Została nam jeszcze "Mała Uparciuszka", w moim odczuciu najsłabsza z części, które miałam przyjemność przeczytać. Cóż, Mała Uparciuszka była po prostu uparta i okazywała to na każdym kroku - wsiadając do autobusu jadącego w nieodpowiednim kierunku, wybierając niebezpieczną trasę dotarcia do Pana Siłaczka, czy też wreszcie robią jajecznicę ze zbyt wielu jaj. Jak na swoim uporze wychodziła? Łatwo można przewidzieć, ale to by było na tyle. W sumie żadnego większego morału, poczucie humoru też umiarkowane.

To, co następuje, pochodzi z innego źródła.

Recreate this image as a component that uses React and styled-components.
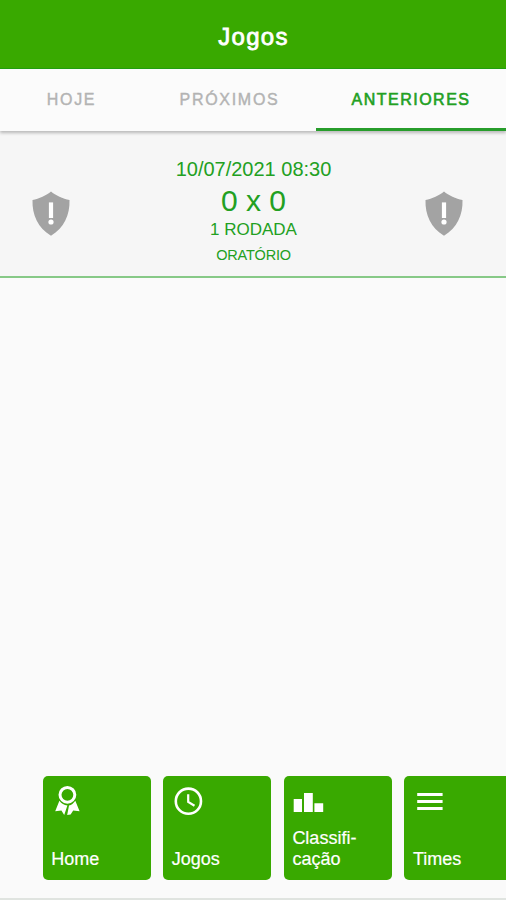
import styled, { createGlobalStyle } from "styled-components"

const colors = {
    primary: '#39a900',
    text: '#22a022',
    muted: '#b3b3b3',
    shield: '#a3a3a3',
}

const tabs = [
    { label: 'HOJE', width: 143 },
    { label: 'PRÓXIMOS', width: 173 },
    { label: 'ANTERIORES', width: 190, active: true },
]

const ShieldIcon = () => (
    <svg width="38" height="46" viewBox="0 0 38 46">
        <path d="M19 0.6C14.5 4.4 7 7.8 0.5 9.1C0 24 6 37 19 44.8C32 37 38 24 37.5 9.1C31 7.8 23.5 4.4 19 0.6Z" fill={colors.shield} />
        <rect x="16.9" y="11.4" width="4.2" height="15.6" fill="#fff" />
        <circle cx="19" cy="31" r="2.6" fill="#fff" />
    </svg>
)

const RibbonIcon = () => (
    <svg width="32" height="32" viewBox="0 0 32 32">
        <circle cx="16.4" cy="9.8" r="7.4" fill="none" stroke="#fff" strokeWidth="3" />
        <path d="M8.4 15.8C10.6 18.6 13 20.2 16.4 20.6L13.2 30L10.4 25.6L4.2 26.2Z" fill="#fff" />
        <path d="M24.3 15.8C22.3 18.6 20.6 20 18 20.5L16.2 30L19.6 29.6L22.2 25.6L28.6 26.2Z" fill="#fff" />
    </svg>
)

const ClockIcon = () => (
    <svg width="32" height="32" viewBox="0 0 32 32">
        <circle cx="16.4" cy="16.2" r="12.6" fill="none" stroke="#fff" strokeWidth="2.6" />
        <path d="M16.2 9.2V17L22.5 20.8" fill="none" stroke="#fff" strokeWidth="2.2" />
    </svg>
)

const StatsIcon = () => (
    <svg width="32" height="32" viewBox="0 0 32 32">
        <path d="M1.7 14H10V27H1.7ZM12 8.1H20.8V27H12ZM22.4 18.2H31.2V27H22.4Z" fill="#fff" />
    </svg>
)

const MenuIcon = () => (
    <svg width="32" height="32" viewBox="0 0 32 32">
        <path d="M4.2 8H29.6V11H4.2ZM4.2 14.9H29.6V18.1H4.2ZM4.2 21.9H29.6V25H4.2Z" fill="#fff" />
    </svg>
)

const shortcuts = [
    { lines: ['Home'], Icon: RibbonIcon },
    { lines: ['Jogos'], Icon: ClockIcon },
    { lines: ['Classifi-', 'cação'], Icon: StatsIcon },
    { lines: ['Times'], Icon: MenuIcon },
]

const App = () => {
    return (
        <>
            <GlobalStyle />
            <Screen>
                <Header>Jogos</Header>

                <Tabs>
                    {tabs.map(({ label, width, active }) => (
                        <Tab key={label} $width={width} $active={active}>{label}</Tab>
                    ))}
                </Tabs>

                <Match>
                    <ShieldIcon />
                    <MatchInfo>
                        <MatchDate>10/07/2021 08:30</MatchDate>
                        <Score>0 x 0</Score>
                        <Round>1 RODADA</Round>
                        <Place>ORATÓRIO</Place>
                    </MatchInfo>
                    <ShieldIcon />
                </Match>

                <Shortcuts>
                    {shortcuts.map(({ lines, Icon }) => (
                        <Shortcut key={lines[0]}>
                            <Icon />
                            <ShortcutLabel>
                                {lines.map(line => <div key={line}>{line}</div>)}
                            </ShortcutLabel>
                        </Shortcut>
                    ))}
                </Shortcuts>
            </Screen>
        </>
    )
}

export default App

const GlobalStyle = createGlobalStyle`
    * {
        box-sizing: border-box;
    }

    body {
        margin: 0;
        font-family: 'Liberation Sans', Arial, sans-serif;
    }
`

const Screen = styled.div`
    display: flex;
    flex-direction: column;
    width: 506px;
    height: 900px;
    overflow: hidden;
    background: #fafafa;
`

const Header = styled.header`
    display: flex;
    align-items: center;
    justify-content: center;
    flex: none;
    height: 69px;
    padding: 6px 0 0 1px;
    background: ${colors.primary};
    border-bottom: 1px solid #22a010;
    color: white;
    font-size: 24px;
    letter-spacing: 1.3px;
    -webkit-text-stroke: 0.8px;
`

const Tabs = styled.nav`
    display: flex;
    flex: none;
    height: 62px;
    background: #fbfbfb;
    box-shadow: 0 2px 3px rgba(0, 0, 0, 0.25);
    z-index: 1;
`

const Tab = styled.div`
    width: ${props => props.$width}px;
    height: 62px;
    line-height: 61px;
    text-align: center;
    font-size: 16px;
    letter-spacing: ${props => props.$active ? 1.5 : 1.7}px;
    color: ${props => props.$active ? colors.text : colors.muted};
    -webkit-text-stroke: ${props => props.$active ? 0.6 : 0.4}px;
    border-bottom: ${props => props.$active ? `3px solid #279d2b` : 'none'};
`

const Match = styled.div`
    display: flex;
    justify-content: space-between;
    align-items: center;
    flex: none;
    height: 147px;
    padding: 20px 43px 0 32px;
    background: #f6f6f6;
    border-bottom: 2px solid #87c987;
`

const MatchInfo = styled.div`
    display: flex;
    flex-direction: column;
    align-items: center;
    margin: 0 0 3px 12px;
    color: ${colors.text};
`

const MatchDate = styled.div`
    font-size: 20px;
    line-height: 28px;
`

const Score = styled.div`
    font-size: 30px;
    line-height: 36px;
`

const Round = styled.div`
    font-size: 17px;
    line-height: 22px;
`

const Place = styled.div`
    font-size: 14.5px;
    line-height: 28px;
    letter-spacing: -0.2px;
`

const Shortcuts = styled.div`
    display: flex;
    gap: 12.6px;
    margin-top: auto;
    padding: 0 0 18px 42.6px;
    border-bottom: 2px solid #e0e4e0;
`

const Shortcut = styled.div`
    display: flex;
    flex-direction: column;
    justify-content: space-between;
    flex: none;
    width: 108px;
    height: 104px;
    padding: 9px 9px 10.5px 8.6px;
    border-radius: 5px;
    background: ${colors.primary};

    svg {
        flex: none;
    }
`

const ShortcutLabel = styled.div`
    color: white;
    font-size: 18px;
    line-height: 21px;
    -webkit-text-stroke: 0.2px;
    white-space: nowrap;
`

Na pewno ciekawym rozwiązaniem byłoby zgromadzenie w dziecięcej biblioteczce całej serii i sięganie do odpowiednich historyjek, gdy przyjdzie na to ochota lub zajdzie taka potrzeba. Ale trzeba być także przygotowanym na to, że jak w przypadku każdej serii o dużej liczbie publikacji, jedne opowiastki będą ciekawsze, inne mniej i w sumie jest to całkowicie naturalny stan rzeczy.

Książki zrecenzowałam dzięki uprzejmości Wydawnictwa Egmont.